What’s up with inflation?

Some economists are concerned that the Fed has already lost the inflation fight and is willing to accept higher consumer prices moving forward.

The consumer price index (CPI) has topped forecasts for three consecutive months, reaching an annual rate of 3.2% in February. Meanwhile, the all-important “core” inflation reading has exceeded estimates in back-to-back months.

Economist Peter Schiff said hotter than expected inflation “doesn’t mean that the Fed has to fight harder to win the inflation war, but that it’s already lost.”

In his view, the Fed can’t tame inflation without raising interest rates considerably, which would trigger a major recession. So, “in effect, the Fed brought a knife to an inflation gunfight,” he said.
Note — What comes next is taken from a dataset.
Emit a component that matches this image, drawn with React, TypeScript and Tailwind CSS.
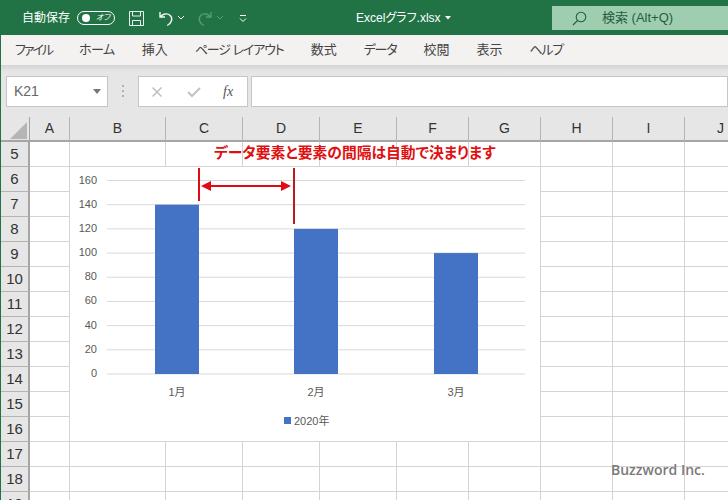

In addition to rising consumer prices, economist Wolf Richter has flagged a “very disconcerting” acceleration in the producer price index (PPI), especially around services.

“Reheating services inflation isn’t a surprise. But the PPI for finished core goods saps hopes for goods “deflation” to continue to hold down overall inflation,” he said.

PPI measures so-called "wholesale inflation", or the prices paid by manufacturers. It’s considered a forward-looking indicator of consumer inflation because higher wholesale prices are eventually passed on to shoppers.

Commenting on rebounding inflation, Charles Schwab’s chief fixed-income strategist Kathy Jones said, “Through the volatility, the downtrend in inflation seems to be leveling off and the Fed would like to see it continue to move lower before easing rates.”

Of course, Jones’ remarks came before the Fed’s latest meeting—and Powell’s admission that interest rates are probably heading lower despite stubborn inflation.

Rate cuts in May or June?

Despite inflation being "stickier" than expected, former Boston Fed chair Eric Rosengren believes the central bank is on track to cut rates as early as May.

Commenting on the February CPI report, Rosengren said: “As long as wages and salaries continue to drift down, I don’t see this report really altering the overall view of probably a June reduction.”

Rosengren went as far as saying that he’d cut rates a month earlier, in May, because there are growing signs that the economy is cooling.

Markets seem to agree with Rosengren’s timing of a June rate cut. According to CME Group’s FedWatch Tool, futures traders say there’s a 73.5% chance of a rate reduction that month.

By September, only 3.5% of traders think the federal funds rate will remain at its current level of 5.5%, implying multiple rate cuts over that period.

Although rate cuts appear to be on the horizon, experts have cautioned against expecting a return to 0% for any extended periods.

“The days of ultra-low rates are over,” Agustin Carstens, the general manager of the Bank for International Settlements, said of major economies. In the future, “inflation will partly depend on factors that are not under central banks’ control.”